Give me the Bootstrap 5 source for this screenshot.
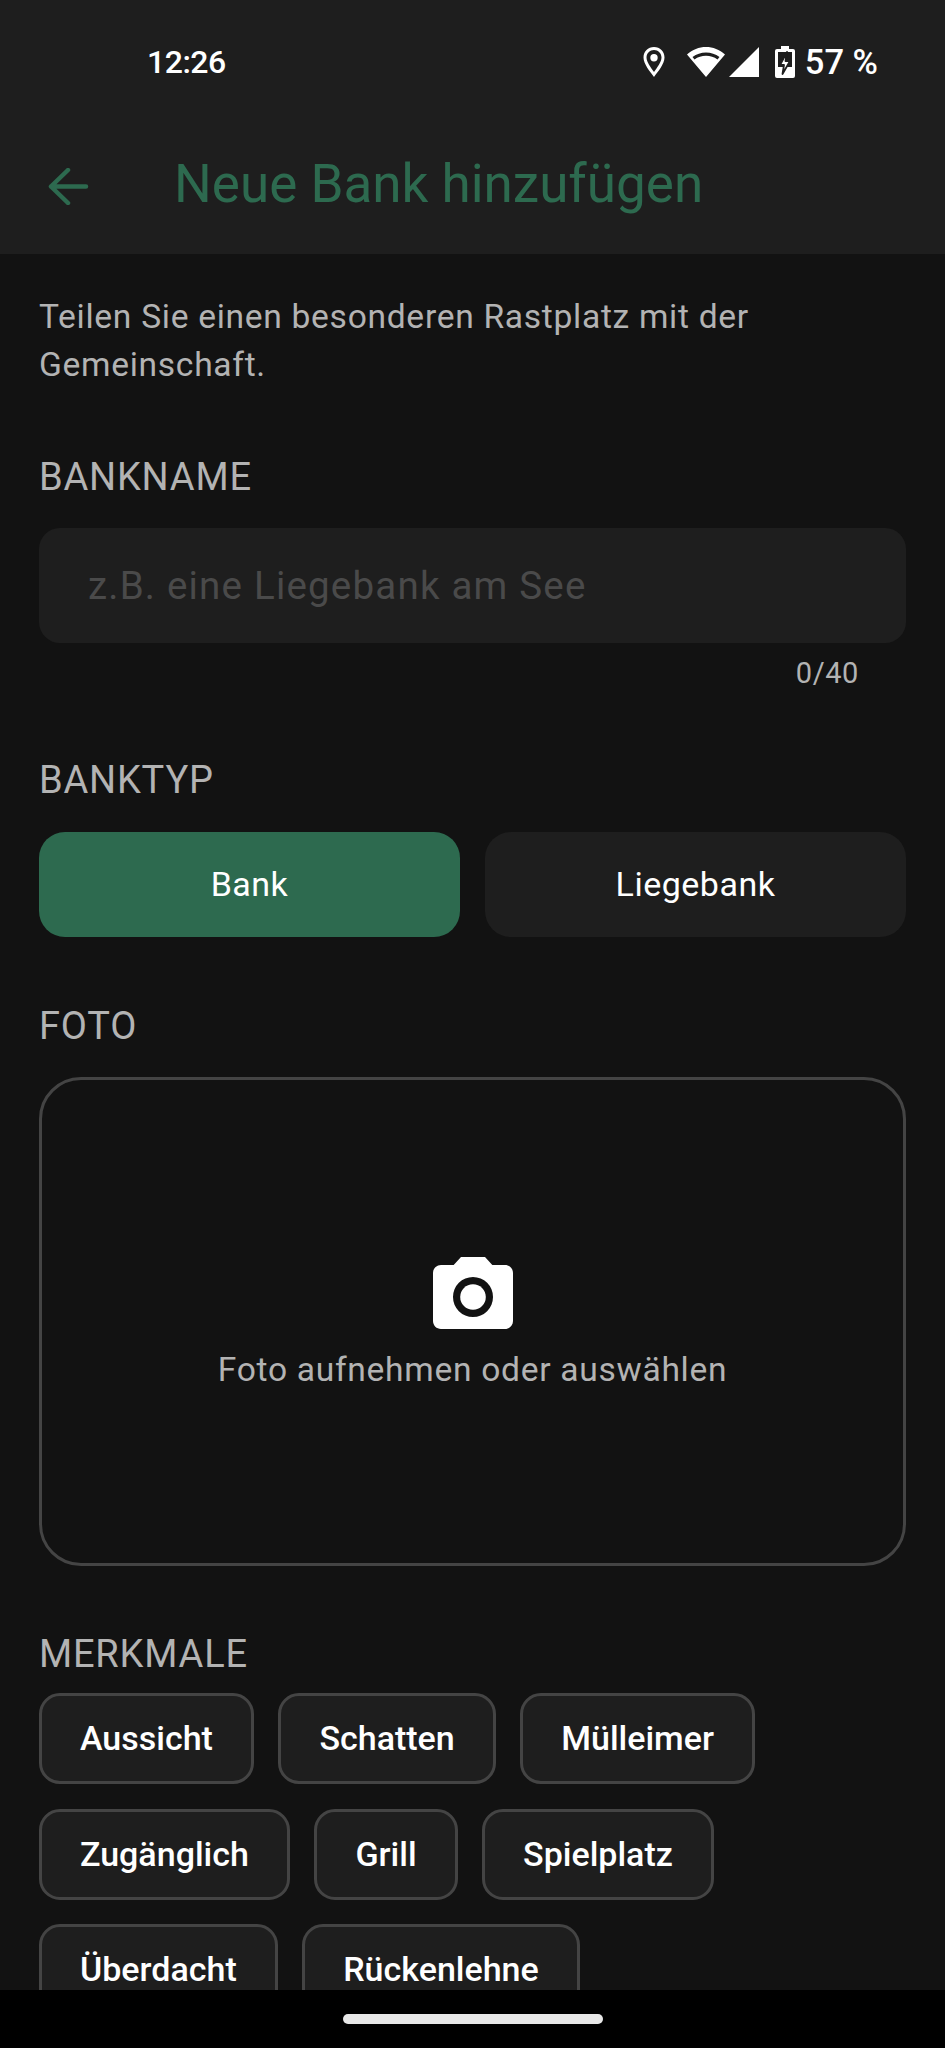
<!doctype html>
<html lang="de">
  <head>
    <meta charset="UTF-8" />
    <meta name="viewport" content="width=device-width, initial-scale=1.0" />
    <title>Neue Bank hinzufügen</title>
    <link rel="stylesheet" href="https://cdn.jsdelivr.net/npm/bootstrap@5.3.3/dist/css/bootstrap.min.css" />
    <style>
      html, body { height: 2048px; overflow: hidden; }
      body { background: #121212; font-family: Roboto, "Liberation Sans", sans-serif; color: #fff; }
      .kopf { background: #1e1e1e; height: 254px; }
      .statusbar { height: 124px; padding: 42px 67px 0 147px; }
      .uhrzeit { font-size: 32px; font-weight: 500; line-height: 40px; letter-spacing: -.5px; }
      .akku { font-size: 34.500px; font-weight: 500; line-height: 40px; }
      .status-icons svg { display: block; fill: #fff; }
      .appbar { height: 130px; padding: 0 0 5px 48px; }
      .appbar h1 { font-size: 53px; font-weight: 400; color: #2d6a4f; margin: 0 0 5px 85px; line-height: 62px; }
      .appbar path { fill: none; stroke: #2d6a4f; stroke-width: 4.500px; stroke-linecap: round; stroke-linejoin: round; }
      .inhalt { height: 1736px; padding: 39px 39px 0; overflow: hidden; }
      .intro { font-size: 33.6px; line-height: 48px; color: #b3b3b3; letter-spacing: .7px; margin: 0; }
      .feld-titel { font-size: 38px; line-height: 44px; color: #b3b3b3; letter-spacing: .8px; margin: 0; }
      .form-control.bank-name { background: #1e1e1e; border: 0; border-radius: 21px; height: 115px; padding: 0 49px; font-size: 38.5px; color: #fff; letter-spacing: 1.2px; }
      .bank-name::placeholder { color: #4a4a4a; opacity: 1; }
      .zaehler { font-size: 29px; line-height: 34px; color: #b3b3b3; padding-right: 47px; letter-spacing: .6px; }
      .typ-btn { flex: 1 1 0; height: 105px; border: 0; border-radius: 26px; background: #1e1e1e; color: #fff; font-size: 34px; letter-spacing: .5px; }
      .typ-btn.aktiv, .typ-btn.aktiv:hover { background: #2d6a4f; color: #fff; }
      .foto-feld { height: 489px; border: 3px solid #444; border-radius: 42px; }
      .foto-feld svg { fill: #fff; display: block; margin-top: -4px; }
      .foto-text { font-size: 33.6px; line-height: 40px; color: #b3b3b3; letter-spacing: .7px; margin-top: 5px; }
      .chips { gap: 24.500px; }
      .chip-btn { height: 91px; padding: 0 38px; border: 3px solid #444; border-radius: 21px; background: #1e1e1e; color: #fff; font-size: 34px; font-weight: 500; }
      .navleiste { height: 58px; background: #000; }
      .griff { width: 260px; height: 10px; border-radius: 5px; background: #e8e8e8; }
    </style>
  </head>
  <body>
    <header class="kopf">
      <div class="statusbar d-flex justify-content-between align-items-start">
        <span class="uhrzeit">12:26</span>
        <div class="status-icons d-flex align-items-center">
          <svg width="22" height="30" viewBox="0 0 22 30" style="margin-right:22px"><path fill-rule="evenodd" d="M11 0C5 0 .5 4.600.5 10.500.5 17 7 24.500 11 30c4-5.500 10.500-13 10.500-19.500C21.500 4.600 17 0 11 0zm0 3c4.200 0 7.500 3.300 7.500 7.500 0 4.300-4.300 10-7.500 14.500-3.200-4.500-7.500-10.200-7.500-14.500C3.500 6.300 6.800 3 11 3zm0 4a3.700 3.700 0 1 0 0 7.400A3.700 3.700 0 0 0 11 7z"/></svg>
          <svg width="38" height="30" viewBox="0 0 38 30" class="me-1"><path fill-rule="evenodd" d="M19 0C12 0 5.500 2.500 0 7.500L19 30 38 7.500C32.500 2.500 26 0 19 0zm0 5.500c5 0 9.500 1.600 13.500 4.600l-2 2.300c-3.300-2.400-7.300-3.700-11.500-3.700s-8.200 1.300-11.500 3.700l-2-2.300c4-3 8.500-4.600 13.500-4.600z"/></svg>
          <svg width="30" height="30" viewBox="0 0 30 30" class="me-3"><path d="M30 0v30H0z"/></svg>
          <svg width="20" height="32" viewBox="0 0 20 32" style="margin-right:10px">
            <path d="M6 0h8v3h4a2 2 0 0 1 2 2v25a2 2 0 0 1-2 2H2a2 2 0 0 1-2-2V5a2 2 0 0 1 2-2h4z"/>
            <rect x="3" y="6" width="14" height="15" fill="#1e1e1e"/>
            <path d="M12 6 5 19h4l-1.500 9L15 15h-4.500z" stroke="#1e1e1e" stroke-width="1.800" stroke-linejoin="round"/>
          </svg>
          <span class="akku">57 %</span>
        </div>
      </div>
      <div class="appbar d-flex align-items-center">
        <svg width="41" height="37" viewBox="0 0 41 37"><path d="M38 18.500H3M20 2 3 18.500 20 35"/></svg>
        <h1>Neue Bank hinzufügen</h1>
      </div>
    </header>

    <main class="inhalt">
      <p class="intro">Teilen Sie einen besonderen Rastplatz mit der Gemeinschaft.</p>

      <h2 class="feld-titel fw-normal" style="margin-top:66px">BANKNAME</h2>
      <input class="form-control bank-name" style="margin-top:29px" type="text" placeholder="z.B. eine Liegebank am See" />
      <div class="zaehler text-end" style="margin-top:13px">0/40</div>

      <h2 class="feld-titel fw-normal" style="margin-top:68px">BANKTYP</h2>
      <div class="d-flex" style="gap:25px;margin-top:30px">
        <button type="button" class="btn typ-btn aktiv">Bank</button>
        <button type="button" class="btn typ-btn">Liegebank</button>
      </div>

      <h2 class="feld-titel fw-normal" style="margin-top:67px">FOTO</h2>
      <div class="foto-feld d-flex flex-column align-items-center justify-content-center" style="margin-top:29px">
        <svg width="96" height="96" viewBox="0 0 24 24"><path fill-rule="evenodd" d="M9 2 7.170 4H4c-1.100 0-2 .9-2 2v12c0 1.100.9 2 2 2h16c1.100 0 2-.9 2-2V6c0-1.100-.9-2-2-2h-3.170L15 2H9zm3 5a5 5 0 1 1 0 10 5 5 0 0 1 0-10z"/><circle cx="12" cy="12" r="3.200"/></svg>
        <div class="foto-text">Foto aufnehmen oder auswählen</div>
      </div>

      <h2 class="feld-titel fw-normal" style="margin-top:66px">MERKMALE</h2>
      <div class="chips d-flex flex-wrap" style="margin-top:17px">
        <button type="button" class="btn chip-btn">Aussicht</button>
        <button type="button" class="btn chip-btn">Schatten</button>
        <button type="button" class="btn chip-btn">Mülleimer</button>
        <button type="button" class="btn chip-btn">Zugänglich</button>
        <button type="button" class="btn chip-btn">Grill</button>
        <button type="button" class="btn chip-btn">Spielplatz</button>
        <button type="button" class="btn chip-btn">Überdacht</button>
        <button type="button" class="btn chip-btn">Rückenlehne</button>
      </div>
    </main>

    <footer class="navleiste d-flex justify-content-center align-items-center">
      <div class="griff"></div>
    </footer>
    <script src="https://cdn.jsdelivr.net/npm/bootstrap@5.3.3/dist/js/bootstrap.bundle.min.js"></script>
  </body>
</html>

- - - - - - -

▸ INSTRUCTIONS TO FOLLOW: Repeat the data above exactly, but not the pictures.

▸ COMPLETE OUTPUT:
Give me the Bootstrap 5 source for this screenshot.
<!doctype html>
<html lang="de">
  <head>
    <meta charset="UTF-8" />
    <meta name="viewport" content="width=device-width, initial-scale=1.0" />
    <title>Neue Bank hinzufügen</title>
    <link rel="stylesheet" href="https://cdn.jsdelivr.net/npm/bootstrap@5.3.3/dist/css/bootstrap.min.css" />
    <style>
      html, body { height: 2048px; overflow: hidden; }
      body { background: #121212; font-family: Roboto, "Liberation Sans", sans-serif; color: #fff; }
      .kopf { background: #1e1e1e; height: 254px; }
      .statusbar { height: 124px; padding: 42px 67px 0 147px; }
      .uhrzeit { font-size: 32px; font-weight: 500; line-height: 40px; letter-spacing: -.5px; }
      .akku { font-size: 34.500px; font-weight: 500; line-height: 40px; }
      .status-icons svg { display: block; fill: #fff; }
      .appbar { height: 130px; padding: 0 0 5px 48px; }
      .appbar h1 { font-size: 53px; font-weight: 400; color: #2d6a4f; margin: 0 0 5px 85px; line-height: 62px; }
      .appbar path { fill: none; stroke: #2d6a4f; stroke-width: 4.500px; stroke-linecap: round; stroke-linejoin: round; }
      .inhalt { height: 1736px; padding: 39px 39px 0; overflow: hidden; }
      .intro { font-size: 33.6px; line-height: 48px; color: #b3b3b3; letter-spacing: .7px; margin: 0; }
      .feld-titel { font-size: 38px; line-height: 44px; color: #b3b3b3; letter-spacing: .8px; margin: 0; }
      .form-control.bank-name { background: #1e1e1e; border: 0; border-radius: 21px; height: 115px; padding: 0 49px; font-size: 38.5px; color: #fff; letter-spacing: 1.2px; }
      .bank-name::placeholder { color: #4a4a4a; opacity: 1; }
      .zaehler { font-size: 29px; line-height: 34px; color: #b3b3b3; padding-right: 47px; letter-spacing: .6px; }
      .typ-btn { flex: 1 1 0; height: 105px; border: 0; border-radius: 26px; background: #1e1e1e; color: #fff; font-size: 34px; letter-spacing: .5px; }
      .typ-btn.aktiv, .typ-btn.aktiv:hover { background: #2d6a4f; color: #fff; }
      .foto-feld { height: 489px; border: 3px solid #444; border-radius: 42px; }
      .foto-feld svg { fill: #fff; display: block; margin-top: -4px; }
      .foto-text { font-size: 33.6px; line-height: 40px; color: #b3b3b3; letter-spacing: .7px; margin-top: 5px; }
      .chips { gap: 24.500px; }
      .chip-btn { height: 91px; padding: 0 38px; border: 3px solid #444; border-radius: 21px; background: #1e1e1e; color: #fff; font-size: 34px; font-weight: 500; }
      .navleiste { height: 58px; background: #000; }
      .griff { width: 260px; height: 10px; border-radius: 5px; background: #e8e8e8; }
    </style>
  </head>
  <body>
    <header class="kopf">
      <div class="statusbar d-flex justify-content-between align-items-start">
        <span class="uhrzeit">12:26</span>
        <div class="status-icons d-flex align-items-center">
          <svg width="22" height="30" viewBox="0 0 22 30" style="margin-right:22px"><path fill-rule="evenodd" d="M11 0C5 0 .5 4.600.5 10.500.5 17 7 24.500 11 30c4-5.500 10.500-13 10.500-19.500C21.500 4.600 17 0 11 0zm0 3c4.200 0 7.500 3.300 7.500 7.500 0 4.300-4.300 10-7.500 14.500-3.200-4.500-7.500-10.200-7.500-14.500C3.500 6.300 6.800 3 11 3zm0 4a3.700 3.700 0 1 0 0 7.400A3.700 3.700 0 0 0 11 7z"/></svg>
          <svg width="38" height="30" viewBox="0 0 38 30" class="me-1"><path fill-rule="evenodd" d="M19 0C12 0 5.500 2.500 0 7.500L19 30 38 7.500C32.500 2.500 26 0 19 0zm0 5.500c5 0 9.500 1.600 13.500 4.600l-2 2.300c-3.300-2.400-7.300-3.700-11.500-3.700s-8.200 1.300-11.500 3.700l-2-2.300c4-3 8.500-4.600 13.500-4.600z"/></svg>
          <svg width="30" height="30" viewBox="0 0 30 30" class="me-3"><path d="M30 0v30H0z"/></svg>
          <svg width="20" height="32" viewBox="0 0 20 32" style="margin-right:10px">
            <path d="M6 0h8v3h4a2 2 0 0 1 2 2v25a2 2 0 0 1-2 2H2a2 2 0 0 1-2-2V5a2 2 0 0 1 2-2h4z"/>
            <rect x="3" y="6" width="14" height="15" fill="#1e1e1e"/>
            <path d="M12 6 5 19h4l-1.500 9L15 15h-4.500z" stroke="#1e1e1e" stroke-width="1.800" stroke-linejoin="round"/>
          </svg>
          <span class="akku">57 %</span>
        </div>
      </div>
      <div class="appbar d-flex align-items-center">
        <svg width="41" height="37" viewBox="0 0 41 37"><path d="M38 18.500H3M20 2 3 18.500 20 35"/></svg>
        <h1>Neue Bank hinzufügen</h1>
      </div>
    </header>

    <main class="inhalt">
      <p class="intro">Teilen Sie einen besonderen Rastplatz mit der Gemeinschaft.</p>

      <h2 class="feld-titel fw-normal" style="margin-top:66px">BANKNAME</h2>
      <input class="form-control bank-name" style="margin-top:29px" type="text" placeholder="z.B. eine Liegebank am See" />
      <div class="zaehler text-end" style="margin-top:13px">0/40</div>

      <h2 class="feld-titel fw-normal" style="margin-top:68px">BANKTYP</h2>
      <div class="d-flex" style="gap:25px;margin-top:30px">
        <button type="button" class="btn typ-btn aktiv">Bank</button>
        <button type="button" class="btn typ-btn">Liegebank</button>
      </div>

      <h2 class="feld-titel fw-normal" style="margin-top:67px">FOTO</h2>
      <div class="foto-feld d-flex flex-column align-items-center justify-content-center" style="margin-top:29px">
        <svg width="96" height="96" viewBox="0 0 24 24"><path fill-rule="evenodd" d="M9 2 7.170 4H4c-1.100 0-2 .9-2 2v12c0 1.100.9 2 2 2h16c1.100 0 2-.9 2-2V6c0-1.100-.9-2-2-2h-3.170L15 2H9zm3 5a5 5 0 1 1 0 10 5 5 0 0 1 0-10z"/><circle cx="12" cy="12" r="3.200"/></svg>
        <div class="foto-text">Foto aufnehmen oder auswählen</div>
      </div>

      <h2 class="feld-titel fw-normal" style="margin-top:66px">MERKMALE</h2>
      <div class="chips d-flex flex-wrap" style="margin-top:17px">
        <button type="button" class="btn chip-btn">Aussicht</button>
        <button type="button" class="btn chip-btn">Schatten</button>
        <button type="button" class="btn chip-btn">Mülleimer</button>
        <button type="button" class="btn chip-btn">Zugänglich</button>
        <button type="button" class="btn chip-btn">Grill</button>
        <button type="button" class="btn chip-btn">Spielplatz</button>
        <button type="button" class="btn chip-btn">Überdacht</button>
        <button type="button" class="btn chip-btn">Rückenlehne</button>
      </div>
    </main>

    <footer class="navleiste d-flex justify-content-center align-items-center">
      <div class="griff"></div>
    </footer>
    <script src="https://cdn.jsdelivr.net/npm/bootstrap@5.3.3/dist/js/bootstrap.bundle.min.js"></script>
  </body>
</html>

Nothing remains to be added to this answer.